- Aim of the exercise
Write out the data again exactly, skipping every picture.

- Supplied material

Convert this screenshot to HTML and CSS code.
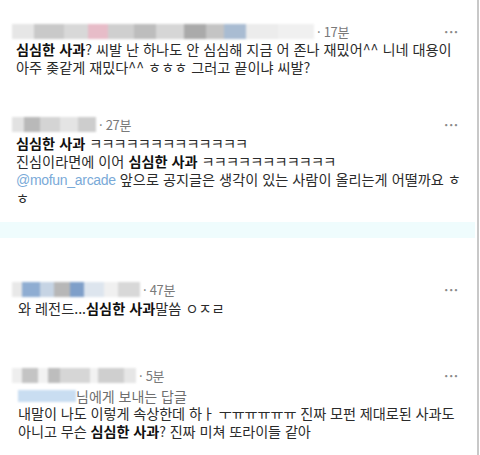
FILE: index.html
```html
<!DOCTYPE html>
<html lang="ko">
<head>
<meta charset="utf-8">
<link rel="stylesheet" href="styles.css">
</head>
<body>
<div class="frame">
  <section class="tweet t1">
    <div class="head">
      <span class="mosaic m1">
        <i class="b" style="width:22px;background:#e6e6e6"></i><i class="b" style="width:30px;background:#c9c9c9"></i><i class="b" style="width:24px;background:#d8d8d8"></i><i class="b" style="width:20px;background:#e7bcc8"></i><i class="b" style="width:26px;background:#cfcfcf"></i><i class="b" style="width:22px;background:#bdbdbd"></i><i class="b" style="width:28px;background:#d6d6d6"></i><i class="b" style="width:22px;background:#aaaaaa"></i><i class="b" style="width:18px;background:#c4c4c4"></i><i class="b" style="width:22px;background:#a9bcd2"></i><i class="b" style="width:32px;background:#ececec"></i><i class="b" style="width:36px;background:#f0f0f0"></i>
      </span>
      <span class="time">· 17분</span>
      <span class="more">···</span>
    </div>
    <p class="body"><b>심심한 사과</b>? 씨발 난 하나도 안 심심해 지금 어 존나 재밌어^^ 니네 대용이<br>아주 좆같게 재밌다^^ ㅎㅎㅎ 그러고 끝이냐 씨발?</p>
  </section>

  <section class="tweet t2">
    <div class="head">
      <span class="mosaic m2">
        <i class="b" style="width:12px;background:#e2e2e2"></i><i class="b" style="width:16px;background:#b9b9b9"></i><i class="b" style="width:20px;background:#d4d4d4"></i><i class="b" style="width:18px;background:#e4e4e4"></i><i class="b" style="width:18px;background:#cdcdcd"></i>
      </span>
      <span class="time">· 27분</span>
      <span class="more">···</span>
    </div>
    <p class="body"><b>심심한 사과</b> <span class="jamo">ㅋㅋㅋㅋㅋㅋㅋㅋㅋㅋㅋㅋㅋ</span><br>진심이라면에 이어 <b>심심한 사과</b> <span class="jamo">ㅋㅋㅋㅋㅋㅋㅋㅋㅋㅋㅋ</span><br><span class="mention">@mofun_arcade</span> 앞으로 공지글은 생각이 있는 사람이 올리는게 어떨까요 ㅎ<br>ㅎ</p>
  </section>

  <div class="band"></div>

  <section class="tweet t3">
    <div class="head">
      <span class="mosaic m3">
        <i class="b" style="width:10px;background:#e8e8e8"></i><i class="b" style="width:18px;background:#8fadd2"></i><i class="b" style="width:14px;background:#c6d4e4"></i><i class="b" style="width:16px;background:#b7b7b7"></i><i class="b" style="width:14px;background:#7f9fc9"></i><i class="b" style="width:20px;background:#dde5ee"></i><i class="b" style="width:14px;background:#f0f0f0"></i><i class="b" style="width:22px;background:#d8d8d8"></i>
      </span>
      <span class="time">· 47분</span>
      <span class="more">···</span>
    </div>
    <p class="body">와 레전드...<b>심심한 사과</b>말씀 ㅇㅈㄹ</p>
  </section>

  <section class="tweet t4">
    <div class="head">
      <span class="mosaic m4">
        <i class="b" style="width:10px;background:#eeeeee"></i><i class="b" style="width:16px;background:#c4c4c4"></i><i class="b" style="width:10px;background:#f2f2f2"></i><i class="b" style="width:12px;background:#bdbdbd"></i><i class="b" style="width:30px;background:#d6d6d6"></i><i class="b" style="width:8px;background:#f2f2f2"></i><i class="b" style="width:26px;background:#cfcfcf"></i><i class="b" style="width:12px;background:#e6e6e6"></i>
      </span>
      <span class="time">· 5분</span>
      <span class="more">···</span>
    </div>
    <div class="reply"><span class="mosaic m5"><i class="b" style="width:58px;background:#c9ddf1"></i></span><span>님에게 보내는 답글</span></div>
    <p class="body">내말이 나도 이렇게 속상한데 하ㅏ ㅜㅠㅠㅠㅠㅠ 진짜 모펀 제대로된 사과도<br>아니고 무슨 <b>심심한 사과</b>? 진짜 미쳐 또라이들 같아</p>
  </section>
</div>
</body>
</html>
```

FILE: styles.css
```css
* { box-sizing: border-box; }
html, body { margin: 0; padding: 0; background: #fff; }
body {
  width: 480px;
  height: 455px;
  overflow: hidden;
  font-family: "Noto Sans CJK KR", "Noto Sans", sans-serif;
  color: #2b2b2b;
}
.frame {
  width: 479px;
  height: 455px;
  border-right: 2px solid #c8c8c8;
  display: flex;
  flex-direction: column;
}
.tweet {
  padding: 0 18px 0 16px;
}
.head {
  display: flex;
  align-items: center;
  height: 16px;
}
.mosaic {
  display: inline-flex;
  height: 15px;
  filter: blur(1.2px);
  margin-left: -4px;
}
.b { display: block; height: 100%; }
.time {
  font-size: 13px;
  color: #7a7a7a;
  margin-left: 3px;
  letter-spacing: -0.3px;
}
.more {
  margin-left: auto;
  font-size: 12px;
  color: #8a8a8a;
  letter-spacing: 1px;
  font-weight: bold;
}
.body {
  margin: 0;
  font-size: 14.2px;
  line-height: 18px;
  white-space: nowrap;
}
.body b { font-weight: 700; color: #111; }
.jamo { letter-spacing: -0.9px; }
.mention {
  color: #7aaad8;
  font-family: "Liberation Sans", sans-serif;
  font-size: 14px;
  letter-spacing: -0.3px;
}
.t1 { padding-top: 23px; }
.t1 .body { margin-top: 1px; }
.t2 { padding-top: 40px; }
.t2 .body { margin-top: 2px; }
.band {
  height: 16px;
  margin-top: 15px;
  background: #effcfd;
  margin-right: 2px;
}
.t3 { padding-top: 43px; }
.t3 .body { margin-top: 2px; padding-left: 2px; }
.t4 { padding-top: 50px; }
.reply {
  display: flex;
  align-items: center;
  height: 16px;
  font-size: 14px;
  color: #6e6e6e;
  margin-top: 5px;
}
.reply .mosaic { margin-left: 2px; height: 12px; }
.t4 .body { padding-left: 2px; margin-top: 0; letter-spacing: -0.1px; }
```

- Correct response
Convert this screenshot to HTML and CSS code.
FILE: index.html
```html
<!DOCTYPE html>
<html lang="ko">
<head>
<meta charset="utf-8">
<link rel="stylesheet" href="styles.css">
</head>
<body>
<div class="frame">
  <section class="tweet t1">
    <div class="head">
      <span class="mosaic m1">
        <i class="b" style="width:22px;background:#e6e6e6"></i><i class="b" style="width:30px;background:#c9c9c9"></i><i class="b" style="width:24px;background:#d8d8d8"></i><i class="b" style="width:20px;background:#e7bcc8"></i><i class="b" style="width:26px;background:#cfcfcf"></i><i class="b" style="width:22px;background:#bdbdbd"></i><i class="b" style="width:28px;background:#d6d6d6"></i><i class="b" style="width:22px;background:#aaaaaa"></i><i class="b" style="width:18px;background:#c4c4c4"></i><i class="b" style="width:22px;background:#a9bcd2"></i><i class="b" style="width:32px;background:#ececec"></i><i class="b" style="width:36px;background:#f0f0f0"></i>
      </span>
      <span class="time">· 17분</span>
      <span class="more">···</span>
    </div>
    <p class="body"><b>심심한 사과</b>? 씨발 난 하나도 안 심심해 지금 어 존나 재밌어^^ 니네 대용이<br>아주 좆같게 재밌다^^ ㅎㅎㅎ 그러고 끝이냐 씨발?</p>
  </section>

  <section class="tweet t2">
    <div class="head">
      <span class="mosaic m2">
        <i class="b" style="width:12px;background:#e2e2e2"></i><i class="b" style="width:16px;background:#b9b9b9"></i><i class="b" style="width:20px;background:#d4d4d4"></i><i class="b" style="width:18px;background:#e4e4e4"></i><i class="b" style="width:18px;background:#cdcdcd"></i>
      </span>
      <span class="time">· 27분</span>
      <span class="more">···</span>
    </div>
    <p class="body"><b>심심한 사과</b> <span class="jamo">ㅋㅋㅋㅋㅋㅋㅋㅋㅋㅋㅋㅋㅋ</span><br>진심이라면에 이어 <b>심심한 사과</b> <span class="jamo">ㅋㅋㅋㅋㅋㅋㅋㅋㅋㅋㅋ</span><br><span class="mention">@mofun_arcade</span> 앞으로 공지글은 생각이 있는 사람이 올리는게 어떨까요 ㅎ<br>ㅎ</p>
  </section>

  <div class="band"></div>

  <section class="tweet t3">
    <div class="head">
      <span class="mosaic m3">
        <i class="b" style="width:10px;background:#e8e8e8"></i><i class="b" style="width:18px;background:#8fadd2"></i><i class="b" style="width:14px;background:#c6d4e4"></i><i class="b" style="width:16px;background:#b7b7b7"></i><i class="b" style="width:14px;background:#7f9fc9"></i><i class="b" style="width:20px;background:#dde5ee"></i><i class="b" style="width:14px;background:#f0f0f0"></i><i class="b" style="width:22px;background:#d8d8d8"></i>
      </span>
      <span class="time">· 47분</span>
      <span class="more">···</span>
    </div>
    <p class="body">와 레전드...<b>심심한 사과</b>말씀 ㅇㅈㄹ</p>
  </section>

  <section class="tweet t4">
    <div class="head">
      <span class="mosaic m4">
        <i class="b" style="width:10px;background:#eeeeee"></i><i class="b" style="width:16px;background:#c4c4c4"></i><i class="b" style="width:10px;background:#f2f2f2"></i><i class="b" style="width:12px;background:#bdbdbd"></i><i class="b" style="width:30px;background:#d6d6d6"></i><i class="b" style="width:8px;background:#f2f2f2"></i><i class="b" style="width:26px;background:#cfcfcf"></i><i class="b" style="width:12px;background:#e6e6e6"></i>
      </span>
      <span class="time">· 5분</span>
      <span class="more">···</span>
    </div>
    <div class="reply"><span class="mosaic m5"><i class="b" style="width:58px;background:#c9ddf1"></i></span><span>님에게 보내는 답글</span></div>
    <p class="body">내말이 나도 이렇게 속상한데 하ㅏ ㅜㅠㅠㅠㅠㅠ 진짜 모펀 제대로된 사과도<br>아니고 무슨 <b>심심한 사과</b>? 진짜 미쳐 또라이들 같아</p>
  </section>
</div>
</body>
</html>
```

FILE: styles.css
```css
* { box-sizing: border-box; }
html, body { margin: 0; padding: 0; background: #fff; }
body {
  width: 480px;
  height: 455px;
  overflow: hidden;
  font-family: "Noto Sans CJK KR", "Noto Sans", sans-serif;
  color: #2b2b2b;
}
.frame {
  width: 479px;
  height: 455px;
  border-right: 2px solid #c8c8c8;
  display: flex;
  flex-direction: column;
}
.tweet {
  padding: 0 18px 0 16px;
}
.head {
  display: flex;
  align-items: center;
  height: 16px;
}
.mosaic {
  display: inline-flex;
  height: 15px;
  filter: blur(1.2px);
  margin-left: -4px;
}
.b { display: block; height: 100%; }
.time {
  font-size: 13px;
  color: #7a7a7a;
  margin-left: 3px;
  letter-spacing: -0.3px;
}
.more {
  margin-left: auto;
  font-size: 12px;
  color: #8a8a8a;
  letter-spacing: 1px;
  font-weight: bold;
}
.body {
  margin: 0;
  font-size: 14.2px;
  line-height: 18px;
  white-space: nowrap;
}
.body b { font-weight: 700; color: #111; }
.jamo { letter-spacing: -0.9px; }
.mention {
  color: #7aaad8;
  font-family: "Liberation Sans", sans-serif;
  font-size: 14px;
  letter-spacing: -0.3px;
}
.t1 { padding-top: 23px; }
.t1 .body { margin-top: 1px; }
.t2 { padding-top: 40px; }
.t2 .body { margin-top: 2px; }
.band {
  height: 16px;
  margin-top: 15px;
  background: #effcfd;
  margin-right: 2px;
}
.t3 { padding-top: 43px; }
.t3 .body { margin-top: 2px; padding-left: 2px; }
.t4 { padding-top: 50px; }
.reply {
  display: flex;
  align-items: center;
  height: 16px;
  font-size: 14px;
  color: #6e6e6e;
  margin-top: 5px;
}
.reply .mosaic { margin-left: 2px; height: 12px; }
.t4 .body { padding-left: 2px; margin-top: 0; letter-spacing: -0.1px; }
```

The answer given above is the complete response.